## GIVEN PROBLEM
List all lines in the material below that contain "this".

── INFORMATION SUPPLIED ──

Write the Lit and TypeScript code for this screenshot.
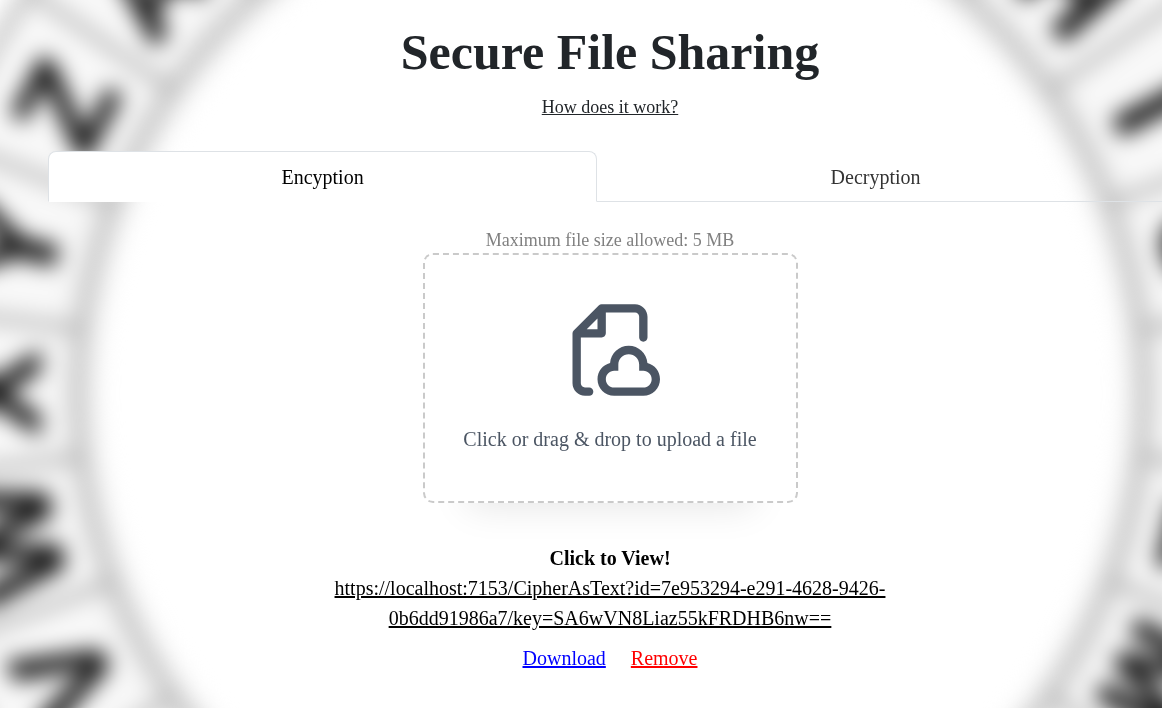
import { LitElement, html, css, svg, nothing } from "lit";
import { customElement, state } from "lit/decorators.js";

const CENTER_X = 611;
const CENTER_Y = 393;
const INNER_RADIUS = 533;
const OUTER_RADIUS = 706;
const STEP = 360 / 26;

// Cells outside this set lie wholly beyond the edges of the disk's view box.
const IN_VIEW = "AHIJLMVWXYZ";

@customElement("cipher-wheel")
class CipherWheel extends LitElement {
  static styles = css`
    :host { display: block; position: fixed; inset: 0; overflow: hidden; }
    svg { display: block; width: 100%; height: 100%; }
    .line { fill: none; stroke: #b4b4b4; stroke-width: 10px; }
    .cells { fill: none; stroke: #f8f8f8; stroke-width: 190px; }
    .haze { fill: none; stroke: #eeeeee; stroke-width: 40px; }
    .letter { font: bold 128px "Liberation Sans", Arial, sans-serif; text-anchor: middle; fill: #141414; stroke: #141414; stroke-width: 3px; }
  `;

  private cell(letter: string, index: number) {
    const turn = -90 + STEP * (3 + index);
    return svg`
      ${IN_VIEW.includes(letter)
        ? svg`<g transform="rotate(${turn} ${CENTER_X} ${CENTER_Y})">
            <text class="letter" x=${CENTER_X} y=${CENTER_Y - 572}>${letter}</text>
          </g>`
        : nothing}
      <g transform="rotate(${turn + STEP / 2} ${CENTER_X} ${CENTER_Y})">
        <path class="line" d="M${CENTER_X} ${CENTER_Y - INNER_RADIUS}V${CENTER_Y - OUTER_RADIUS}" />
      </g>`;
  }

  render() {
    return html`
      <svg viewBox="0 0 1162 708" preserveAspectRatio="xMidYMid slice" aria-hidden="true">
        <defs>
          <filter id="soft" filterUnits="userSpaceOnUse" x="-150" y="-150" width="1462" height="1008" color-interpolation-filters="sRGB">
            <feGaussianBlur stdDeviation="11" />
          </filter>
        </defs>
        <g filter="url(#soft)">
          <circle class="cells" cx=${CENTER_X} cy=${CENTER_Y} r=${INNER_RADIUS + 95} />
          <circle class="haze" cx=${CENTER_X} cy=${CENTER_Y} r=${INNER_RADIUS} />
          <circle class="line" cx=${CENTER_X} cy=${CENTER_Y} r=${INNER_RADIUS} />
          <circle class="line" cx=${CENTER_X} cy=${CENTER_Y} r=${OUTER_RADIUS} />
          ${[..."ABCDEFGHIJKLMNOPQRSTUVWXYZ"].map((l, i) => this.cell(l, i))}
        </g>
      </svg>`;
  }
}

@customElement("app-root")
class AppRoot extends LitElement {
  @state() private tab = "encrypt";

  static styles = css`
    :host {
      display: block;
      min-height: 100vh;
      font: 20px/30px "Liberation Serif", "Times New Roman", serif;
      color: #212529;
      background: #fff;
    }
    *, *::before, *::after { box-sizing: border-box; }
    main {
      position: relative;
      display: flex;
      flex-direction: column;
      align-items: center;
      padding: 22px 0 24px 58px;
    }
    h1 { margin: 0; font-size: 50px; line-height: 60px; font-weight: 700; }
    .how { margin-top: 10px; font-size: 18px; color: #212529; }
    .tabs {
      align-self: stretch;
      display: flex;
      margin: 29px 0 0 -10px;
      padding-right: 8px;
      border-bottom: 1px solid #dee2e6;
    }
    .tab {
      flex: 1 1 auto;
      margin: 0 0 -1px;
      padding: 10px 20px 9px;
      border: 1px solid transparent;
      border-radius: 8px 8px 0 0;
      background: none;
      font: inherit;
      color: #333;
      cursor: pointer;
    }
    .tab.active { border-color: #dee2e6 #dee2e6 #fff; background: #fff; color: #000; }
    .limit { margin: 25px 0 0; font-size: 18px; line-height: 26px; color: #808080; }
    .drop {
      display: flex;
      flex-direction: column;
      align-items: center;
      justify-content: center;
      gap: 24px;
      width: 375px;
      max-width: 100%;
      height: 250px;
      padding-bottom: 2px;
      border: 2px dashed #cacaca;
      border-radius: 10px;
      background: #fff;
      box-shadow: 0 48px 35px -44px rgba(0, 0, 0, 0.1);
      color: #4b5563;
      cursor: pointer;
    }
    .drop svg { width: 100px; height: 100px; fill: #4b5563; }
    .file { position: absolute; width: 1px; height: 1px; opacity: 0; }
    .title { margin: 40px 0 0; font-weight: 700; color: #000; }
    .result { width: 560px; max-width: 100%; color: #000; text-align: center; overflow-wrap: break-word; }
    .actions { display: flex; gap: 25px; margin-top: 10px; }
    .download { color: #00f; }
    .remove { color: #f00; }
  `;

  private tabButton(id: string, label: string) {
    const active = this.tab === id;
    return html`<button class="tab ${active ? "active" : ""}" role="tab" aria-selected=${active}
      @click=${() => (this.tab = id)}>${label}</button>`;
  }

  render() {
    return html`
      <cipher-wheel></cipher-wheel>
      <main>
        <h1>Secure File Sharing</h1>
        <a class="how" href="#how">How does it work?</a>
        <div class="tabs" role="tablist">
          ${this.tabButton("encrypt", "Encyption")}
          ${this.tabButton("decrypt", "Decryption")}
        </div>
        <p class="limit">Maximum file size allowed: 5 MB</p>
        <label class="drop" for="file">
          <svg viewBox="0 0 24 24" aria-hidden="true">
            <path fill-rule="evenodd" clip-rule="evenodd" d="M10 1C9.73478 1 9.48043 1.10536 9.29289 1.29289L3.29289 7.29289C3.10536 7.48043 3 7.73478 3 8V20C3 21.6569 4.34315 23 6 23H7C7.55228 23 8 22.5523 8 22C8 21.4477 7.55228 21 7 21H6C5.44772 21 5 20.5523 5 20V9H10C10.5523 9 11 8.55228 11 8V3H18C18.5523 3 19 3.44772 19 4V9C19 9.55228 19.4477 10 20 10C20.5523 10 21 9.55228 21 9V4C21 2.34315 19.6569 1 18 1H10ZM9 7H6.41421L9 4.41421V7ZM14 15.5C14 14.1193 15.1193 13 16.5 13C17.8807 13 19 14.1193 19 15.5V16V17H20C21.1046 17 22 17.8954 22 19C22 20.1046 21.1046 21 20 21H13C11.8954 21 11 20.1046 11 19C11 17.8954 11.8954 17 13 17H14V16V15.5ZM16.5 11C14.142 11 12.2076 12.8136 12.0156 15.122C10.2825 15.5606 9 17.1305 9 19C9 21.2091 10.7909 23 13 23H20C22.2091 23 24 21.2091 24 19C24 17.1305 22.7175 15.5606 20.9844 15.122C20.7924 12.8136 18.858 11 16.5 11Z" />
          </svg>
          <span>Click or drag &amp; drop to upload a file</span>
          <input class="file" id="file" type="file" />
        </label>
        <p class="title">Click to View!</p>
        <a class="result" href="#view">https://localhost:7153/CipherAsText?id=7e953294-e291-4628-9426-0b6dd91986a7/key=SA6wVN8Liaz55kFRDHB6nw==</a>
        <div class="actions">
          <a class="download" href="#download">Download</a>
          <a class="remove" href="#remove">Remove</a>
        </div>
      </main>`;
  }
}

───

## WRITTEN REPLY
Write the Lit and TypeScript code for this screenshot.
// Cells outside this set lie wholly beyond the edges of the disk's view box.
          ${[..."ABCDEFGHIJKLMNOPQRSTUVWXYZ"].map((l, i) => this.cell(l, i))}
    const active = this.tab === id;
      @click=${() => (this.tab = id)}>${label}</button>`;
          ${this.tabButton("encrypt", "Encyption")}
          ${this.tabButton("decrypt", "Decryption")}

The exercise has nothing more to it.